[Instructions to follow] Starting from the top of the material, restate each line exactly until the line that contains "Copy, RefreshCw, CheckCircle2", which is also copied. Pictures are excluded.

[Collected material]
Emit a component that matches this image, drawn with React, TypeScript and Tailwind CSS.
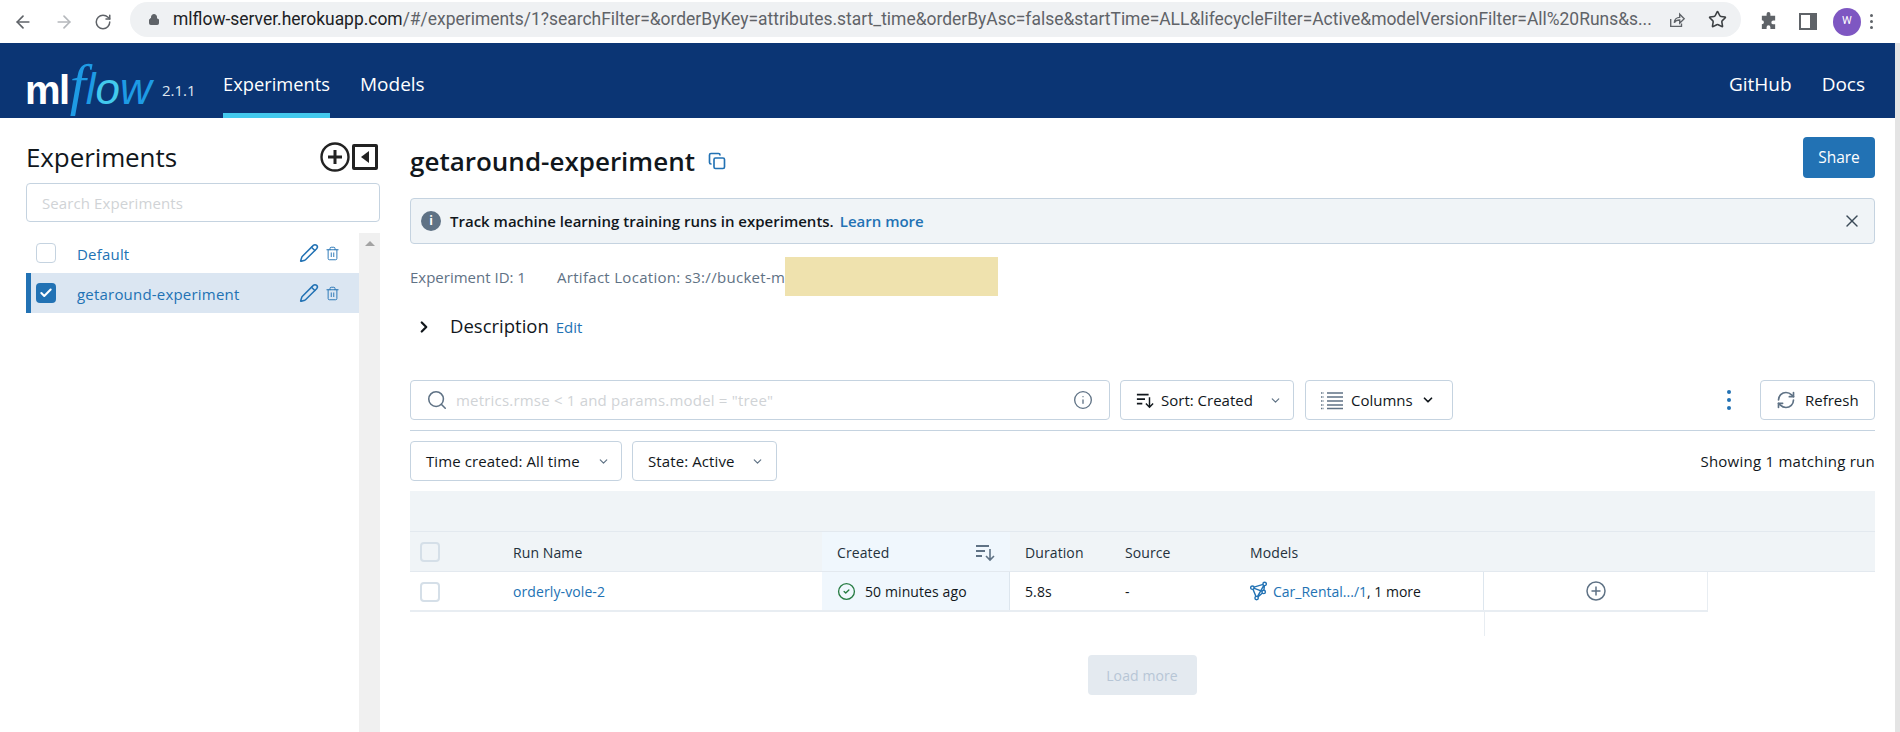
import React from 'react';
import { ArrowLeft, ArrowRight, RotateCw, Lock, Star, Pencil, Trash2, Check, ChevronDown, ChevronRight, Search, Info, X, Copy, RefreshCw, CheckCircle2 } from 'lucide-react';

const SortIcon = ({ className }: { className?: string }) => (
  <svg viewBox="0 0 20 20" className={className} fill="none" stroke="currentColor" strokeWidth="2">
    <path d="M1 4h13M1 9h9M1 14h6" />
    <path d="M15 7v11M11 14l4 4 4-4" strokeWidth="1.6" />
  </svg>
);

const ColumnsIcon = () => (
  <svg viewBox="0 0 22 20" className="w-[22px] h-[20px] text-[#5f7285]" fill="none" stroke="currentColor" strokeWidth="1.500">
    <path d="M6 3h16M6 7h16M6 11h16M6 15h16M6 18.500h16" />
    <path d="M0 3h3M0 7h3M0 11h3M0 15h3M0 18.500h3" strokeDasharray="1.500 1" />
  </svg>
);

const ModelIcon = () => (
  <svg viewBox="0 0 18 20" className="w-[17px] h-[20px] text-[#2272b4]" fill="none" stroke="currentColor" strokeWidth="1.5">
    <path d="M2.500 6.500L15.500 2.500 14.500 11 7 17.500 2.500 6.500zM2.500 6.500L14.500 11M15.500 2.500L7 17.500" />
    <circle cx="2.5" cy="6.5" r="1.8" fill="white" />
    <circle cx="15.5" cy="2.5" r="1.8" fill="white" />
    <circle cx="14.5" cy="11" r="1.8" fill="white" />
    <circle cx="7" cy="17.5" r="1.8" fill="white" />
  </svg>
);

function Logo() {
  return (
    <div className="w-[162px] pl-[25px] flex items-baseline pt-[22px] font-['Liberation_Sans',sans-serif]">
      <span className="text-[40px] leading-[40px] font-bold tracking-[-1.5px]">ml</span>
      <span className="text-[58px] leading-[40px] italic text-[#1e9be4] font-['Liberation_Serif',serif] ml-[1px]">f</span>
      <span className="text-[44px] leading-[40px] italic text-[#1e9be4]">
        l<span className="text-[#43c9ed]">o</span>w
      </span>
    </div>
  );
}

function Header() {
  return (
    <div className="h-[75px] bg-[#0b3574] flex items-stretch text-white">
      <Logo />
      <span className="text-[15px] mt-[36px] h-[20px] w-[61px] text-[#dfe7f0]">2.1.1</span>
      <div className="w-[107px] flex flex-col items-center">
        <span className="text-[18.3px] leading-[24px] mt-[29px] whitespace-nowrap">Experiments</span>
        <div className="mt-auto h-[5px] w-full bg-[#43c9ed]" />
      </div>
      <span className="ml-[30px] text-[19px] leading-[24px] mt-[29px]">Models</span>
      <span className="ml-auto text-[19px] leading-[24px] mt-[29px]">GitHub</span>
      <span className="ml-[30px] mr-[30px] text-[19px] leading-[24px] mt-[29px]">Docs</span>
    </div>
  );
}

function ChromeBar() {
  return (
    <div className="h-[43px] bg-white flex items-center text-[#5f6368] font-['Roboto',sans-serif]">
      <ArrowLeft className="ml-[13px] w-[20px] h-[20px]" strokeWidth={2} />
      <ArrowRight className="ml-[21px] w-[20px] h-[20px] text-[#b5b8bc]" strokeWidth={2} />
      <RotateCw className="ml-[20px] w-[18px] h-[18px]" strokeWidth={2} />
      <div className="ml-[18px] w-[1611px] h-[35px] -mt-[4px] rounded-full bg-[#eff1f3] flex items-center pl-[18px] pr-[14px]">
        <Lock className="w-[12px] h-[13px] fill-[#5f6368]" strokeWidth={2} />
        <span className="ml-[13px] text-[17.45px] whitespace-nowrap text-[#5f6368]">
          <span className="text-[#202124]">mlflow-server.herokuapp.com</span>/#/experiments/1?searchFilter=&amp;orderByKey=attributes.start_time&amp;orderByAsc=false&amp;startTime=ALL&amp;lifecycleFilter=Active&amp;modelVersionFilter=All%20Runs&amp;s...
        </span>
        <svg viewBox="0 0 20 20" className="ml-auto w-[18px] h-[18px]" fill="none" stroke="currentColor" strokeWidth="1.5">
          <path d="M3 9v8h12v-3M7 13c0-4 3-6 6-6V3.5l5 5-5 5V10c-3 0-5 1-6 3z" />
        </svg>
        <Star className="ml-[22px] w-[19px] h-[19px] text-[#3c4043]" strokeWidth={2} />
      </div>
      <svg viewBox="0 0 20 20" className="ml-[18px] w-[19px] h-[19px] fill-[#5f6368]">
        <path d="M8 2a2 2 0 0 1 4 0v2h5v5h-2a2 2 0 0 0 0 4h2v5h-5v-2a2 2 0 0 0-4 0v2H3v-5a2.2 2.2 0 0 0 0-4.400V4h5V2z" />
      </svg>
      <div className="ml-[21px] w-[18px] h-[17px] border-[2px] border-r-[7px] border-[#5f6368]" />
      <div className="ml-[16px] w-[28px] h-[28px] rounded-full bg-[#7e57c2] text-white text-[11px] flex items-center justify-center">W</div>
      <div className="ml-[9px] flex flex-col gap-[3px]">
        <div className="w-[3px] h-[3px] rounded-full bg-[#5f6368]" />
        <div className="w-[3px] h-[3px] rounded-full bg-[#5f6368]" />
        <div className="w-[3px] h-[3px] rounded-full bg-[#5f6368]" />
      </div>
    </div>
  );
}

function ExperimentRow({ name, selected }: { name: string; selected?: boolean }) {
  return (
    <div className={`h-[40px] flex items-center text-[#2272b4] ${selected ? 'bg-[#dbe6f2] border-l-[5px] border-[#2272b4] pl-[5px]' : 'pl-[10px]'}`}>
      {selected ? (
        <div className="w-[20px] h-[20px] rounded-[4px] bg-[#2272b4] flex items-center justify-center">
          <Check className="w-[14px] h-[14px] text-white" strokeWidth={3.5} />
        </div>
      ) : (
        <div className="w-[20px] h-[20px] rounded-[4px] border border-[#c5d3e0] bg-white" />
      )}
      <span className="ml-[21px] mt-[2px] text-[15px] tracking-[0.2px] flex-1">{name}</span>
      <Pencil className="w-[20px] h-[20px]" strokeWidth={1.8} />
      <Trash2 className="ml-[6px] mr-[19px] w-[15px] h-[15px]" strokeWidth={1.5} />
    </div>
  );
}

function Sidebar() {
  return (
    <div className="ml-[26px] w-[354px] flex flex-col">
      <div className="h-[65px] pt-[13px] flex items-center">
        <h1 className="text-[26px] leading-[34px] font-medium tracking-[-0.1px] text-[#11171c] flex-1">Experiments</h1>
        <svg viewBox="0 0 30 30" className="w-[30px] h-[30px] text-[#222]" fill="none" stroke="currentColor" strokeWidth="2.4">
          <circle cx="15" cy="15" r="13.500" />
          <path d="M15 8v14M8 15h14" strokeWidth="3" />
        </svg>
        <div className="ml-[2px] mr-[2px] w-[26px] h-[26px] border-[3px] border-[#222] rounded-[2px] flex items-center justify-center">
          <div className="w-0 h-0 border-y-[6px] border-y-transparent border-r-[8px] border-r-[#222]" />
        </div>
      </div>
      <div className="h-[39px] border border-[#c5d3e0] rounded-[4px] flex items-center pl-[15px] pt-[2px] text-[15px] tracking-[0.1px] text-[#d0d3d6]">Search Experiments</div>
      <div className="mt-[11px] flex-1 flex">
        <div className="w-[333px]">
          <ExperimentRow name="Default" />
          <ExperimentRow name="getaround-experiment" selected />
        </div>
        <div className="w-[21px] bg-[#f0f0f0] flex justify-center pt-[8px]">
          <div className="w-0 h-0 border-x-[5px] border-x-transparent border-b-[5px] border-b-[#a3a3a3]" />
        </div>
      </div>
    </div>
  );
}

function Toolbar() {
  return (
    <div className="mt-[33px] flex h-[40px] text-[15px] text-[#11171c]">
      <div className="w-[700px] border border-[#c5d3e0] rounded-[4px] flex items-center pl-[15px] pr-[16px]">
        <Search className="w-[22px] h-[22px] text-[#5f7285]" strokeWidth={1.7} />
        <span className="ml-[8px] flex-1 text-[#d0d3d6] tracking-[0.2px]">metrics.rmse &lt; 1 and params.model = "tree"</span>
        <Info className="w-[20px] h-[20px] text-[#5f7285]" strokeWidth={1.6} />
      </div>
      <div className="ml-[10px] w-[174px] border border-[#c5d3e0] rounded-[4px] flex items-center pl-[15px]">
        <SortIcon className="w-[18px] h-[18px]" />
        <span className="ml-[7px]">Sort: Created</span>
        <ChevronDown className="ml-[16px] w-[13px] h-[13px] text-[#5f7285]" strokeWidth={2.2} />
      </div>
      <div className="ml-[11px] w-[148px] border border-[#c5d3e0] rounded-[4px] flex items-center pl-[15px]">
        <ColumnsIcon />
        <span className="ml-[8px]">Columns</span>
        <ChevronDown className="ml-[8px] w-[14px] h-[14px]" strokeWidth={3} />
      </div>
      <div className="ml-auto mr-[29px] flex flex-col justify-center gap-[4px]">
        <div className="w-[4px] h-[4px] rounded-full bg-[#2272b4]" />
        <div className="w-[4px] h-[4px] rounded-full bg-[#2272b4]" />
        <div className="w-[4px] h-[4px] rounded-full bg-[#2272b4]" />
      </div>
      <div className="w-[115px] border border-[#c5d3e0] rounded-[4px] flex items-center pl-[15px]">
        <RefreshCw className="w-[20px] h-[20px] text-[#5f7285]" strokeWidth={2} />
        <span className="ml-[9px]">Refresh</span>
      </div>
    </div>
  );
}

function RunsTable() {
  return (
    <div className="mt-[10px] text-[14px] tracking-[0.1px]">
      <div className="h-[41px] bg-[#f0f4f7] border-b border-[#e3e9ef]" />
      <div className="h-[40px] bg-[#f0f4f7] border-b border-[#e3e9ef] flex items-center text-[#24313c]">
        <div className="ml-[10px] w-[20px] h-[20px] rounded-[4px] border-[2px] border-[#d5dfe8]" />
        <span className="ml-[73px] w-[309px] mt-[1px]">Run Name</span>
        <div className="w-[188px] h-full bg-[#f0f7fd] flex items-center pl-[15px] pr-[15px]">
          <span className="flex-1 mt-[1px]">Created</span>
          <SortIcon className="w-[20px] h-[20px] text-[#5f7285]" />
        </div>
        <span className="ml-[15px] w-[100px] mt-[1px]">Duration</span>
        <span className="w-[125px] mt-[1px]">Source</span>
        <span className="mt-[1px]">Models</span>
      </div>
      <div className="h-[40px] border-b-[2px] border-[#e8edf2] flex items-stretch w-[1298px] text-[#11171c]">
        <div className="ml-[10px] mt-[10px] w-[20px] h-[20px] rounded-[4px] border-[2px] border-[#d5dfe8]" />
        <span className="ml-[73px] w-[309px] self-center text-[#2272b4]">orderly-vole-2</span>
        <div className="w-[188px] bg-[#f0f7fd] border-r border-[#dde6ee] flex items-center pl-[15px]">
          <CheckCircle2 className="w-[19px] h-[19px] text-[#277c43]" strokeWidth={1.7} />
          <span className="ml-[9px]">50 minutes ago</span>
        </div>
        <span className="ml-[15px] w-[100px] self-center">5.8s</span>
        <span className="w-[125px] self-center">-</span>
        <div className="w-[234px] flex items-center border-r border-[#dde6ee]">
          <ModelIcon />
          <span className="ml-[6px] text-[#2272b4] tracking-normal">Car_Rental.../1</span>
          <span className="tracking-normal">, 1 more</span>
        </div>
        <div className="flex-1 border-r border-[#e8edf2] flex items-center justify-center">
          <svg viewBox="0 0 20 20" className="w-[20px] h-[20px] text-[#5f7285]" fill="none" stroke="currentColor" strokeWidth="1.500">
            <circle cx="10" cy="10" r="9" />
            <path d="M10 5.500v9M5.500 10h9" />
          </svg>
        </div>
      </div>
      <div className="h-[24px] w-[1075px] border-r border-[#e8edf2]" />
      <div className="mt-[19px] flex justify-center">
        <div className="-ml-[1px] w-[109px] h-[40px] rounded-[4px] bg-[#e4eaf0] text-[#b7c6d6] flex items-center justify-center">Load more</div>
      </div>
    </div>
  );
}

function MainPanel() {
  return (
    <div className="ml-[30px] w-[1465px] flex flex-col">
      <div className="mt-[19px] h-[41px] flex items-start">
        <h2 className="mt-[7px] text-[26px] leading-[34px] font-semibold text-[#11171c]">getaround-experiment</h2>
        <Copy className="ml-[13px] mt-[15px] w-[18px] h-[18px] text-[#2272b4]" strokeWidth={2.2} />
        <div className="ml-auto w-[72px] h-[41px] rounded-[4px] bg-[#2272b4] text-white text-[15.500px] flex items-center justify-center">Share</div>
      </div>
      <div className="mt-[20px] h-[46px] rounded-[4px] border border-[#c5d3e0] bg-[#f0f4f7] flex items-center pl-[10px] pr-[12px] text-[15px]">
        <div className="w-[20px] h-[20px] rounded-full bg-[#5f7285] text-white text-[12px] font-bold flex items-center justify-center">i</div>
        <span className="ml-[9px] mt-[1px] font-semibold text-[#11171c]">Track machine learning training runs in experiments.</span>
        <span className="ml-[6px] mt-[1px] font-semibold text-[#2272b4]">Learn more</span>
        <X className="ml-auto w-[20px] h-[20px] text-[#3b4a58]" strokeWidth={1.7} />
      </div>
      <div className="mt-[13px] h-[39px] flex items-center text-[15px] text-[#5f7285]">
        <span className="mt-[2px]">Experiment ID: 1</span>
        <span className="ml-[31px] mt-[2px] tracking-[0.3px]">Artifact Location: s3://bucket-m</span>
        <div className="w-[213px] h-[39px] bg-[#efe2ae]" />
      </div>
      <div className="mt-[11px] h-[40px] flex items-center">
        <ChevronRight className="ml-[5px] w-[18px] h-[18px] text-[#11171c]" strokeWidth={3} />
        <span className="ml-[17px] -mt-[2px] text-[18.500px] text-[#11171c]">Description</span>
        <span className="ml-[7px] text-[15px] text-[#2272b4]">Edit</span>
      </div>
      <Toolbar />
      <div className="mt-[10px] border-t border-[#c5d3e0]" />
      <div className="mt-[10px] h-[40px] flex items-center text-[15px] tracking-[0.1px] text-[#11171c]">
        <div className="w-[212px] h-full border border-[#c5d3e0] rounded-[4px] flex items-center pl-[15px]">
          <span className="whitespace-nowrap">Time created: All time</span>
          <ChevronDown className="ml-[17px] w-[13px] h-[13px] text-[#5f7285]" strokeWidth={2.2} />
        </div>
        <div className="ml-[10px] w-[145px] h-full border border-[#c5d3e0] rounded-[4px] flex items-center pl-[15px]">
          <span>State: Active</span>
          <ChevronDown className="ml-[16px] w-[13px] h-[13px] text-[#5f7285]" strokeWidth={2.2} />
        </div>
        <span className="ml-auto tracking-[0.25px]">Showing 1 matching run</span>
      </div>
      <RunsTable />
    </div>
  );
}

export default function App() {
  return (
    <div className="w-[1900px] h-[732px] overflow-hidden bg-white flex flex-col font-['Open_Sans',sans-serif]">
      <ChromeBar />
      <div className="flex flex-1 min-h-0">
        <div className="w-[1895px] flex flex-col">
          <Header />
          <div className="flex flex-1 min-h-0">
            <Sidebar />
            <MainPanel />
          </div>
        </div>
        <div className="w-[5px] bg-[#e4e4e4]" />
      </div>
    </div>
  );
}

[Answer to this problem]
Emit a component that matches this image, drawn with React, TypeScript and Tailwind CSS.
import React from 'react';
import { ArrowLeft, ArrowRight, RotateCw, Lock, Star, Pencil, Trash2, Check, ChevronDown, ChevronRight, Search, Info, X, Copy, RefreshCw, CheckCircle2 } from 'lucide-react';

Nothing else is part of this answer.